- Theatrical release poster
- Directed by: Carlos Osuna
- Written by: Carlos Osuna Juan Mauricio Ruiz Carlos Andrés Reyes
- Produced by: Jaime Osorio Gómez; Alejandro Prieto; Diego Hernandez; Jemay Herrera;
- Starring: Álvaro Bayona; Fernando Arévalo; Julio Medina; Jairo Camargo; Ernesto Benjumea; Nicolás Montero; Sandra Reyes; Marcela Mar; Juan Manuel Combariza; Elkin Díaz;
- Production companies: Malta Cine Ciné-Sud Promotion Perfect Circle Productions
- Release date: 30 September 2012;
- Running time: 91 minutes
- Country: Colombia
- Language: Spanish

= Fat, Bald, Short Man =

2012 film

Fat, Bald, Short Man (Gordo, calvo y bajito) is a 2012 Colombian adult animated comedy-drama film directed by Carlos Osuna (in his directorial debut) produced by Malta Cine. Osuna also co-wrote the screenplay along with Juan Mauricio Ruiz and Carlos Andrés Reyes. It was made using the rotoscoping technique.
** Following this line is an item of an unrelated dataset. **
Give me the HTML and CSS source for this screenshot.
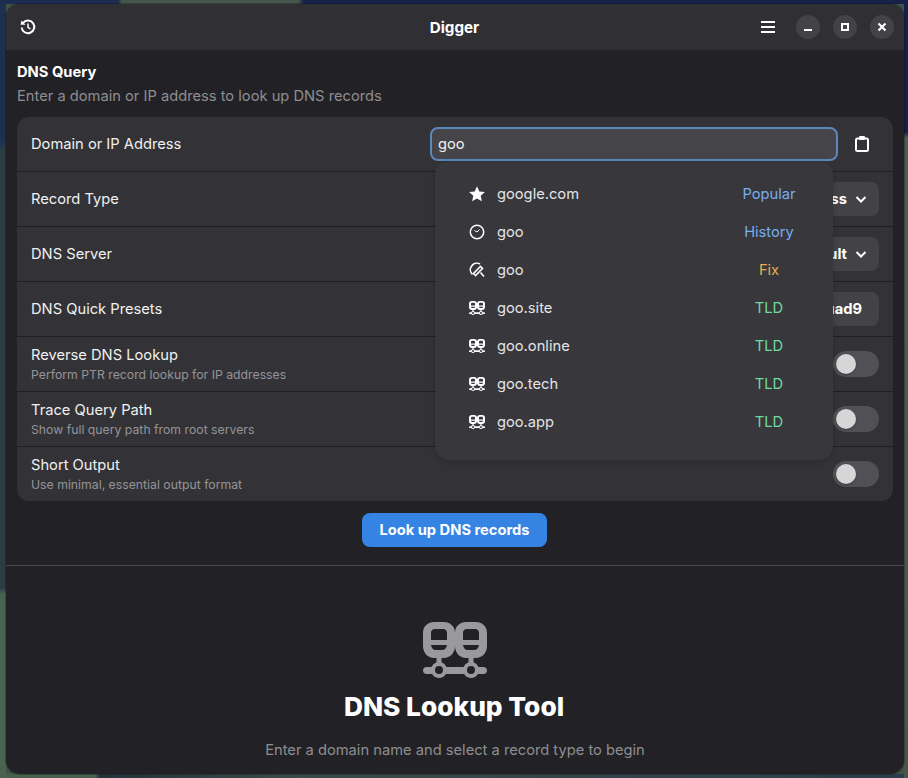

It won and was screened at several film festivals around the world. On behalf of Guadalajara Construye, it received two awards at the Guadalajara International Film Festival, the Fix Communication Award and the Art Digital Award. And it has participated in festivals such as the Biarritz Film Festival, France in 2011; special mention at the Free Spirit Competition at the Warsaw Film Festival, Poland 2011, Havana, Bafici, Shanghai, Goa and Chicago, among many others. It was also part of the Animatopia section of the San Sebastián International Film Festival.

== Plot ==
Antonio Farfán, a civil servant in a notary's office, feels frustrated in several aspects, such as his work and his personal life, due to his appearance: he is fat, bald and short, and this has made him a victim of mockery and mistreatment. With the arrival of a new boss, fatter, balder and shorter, but successful, Antonio will have the opportunity to rethink the vision of the world that has been built by his appearance, thus facing his fears.

==Reception==
Variety said, "The pic’s limited-animation artistry and oversimplistic storyline complement each other to reinvent the familiar: the fragile existence of a shy, middle-aged virgin with low self-esteem constantly battered by family and co-workers. Modest pic could pleasantly surprise at fests."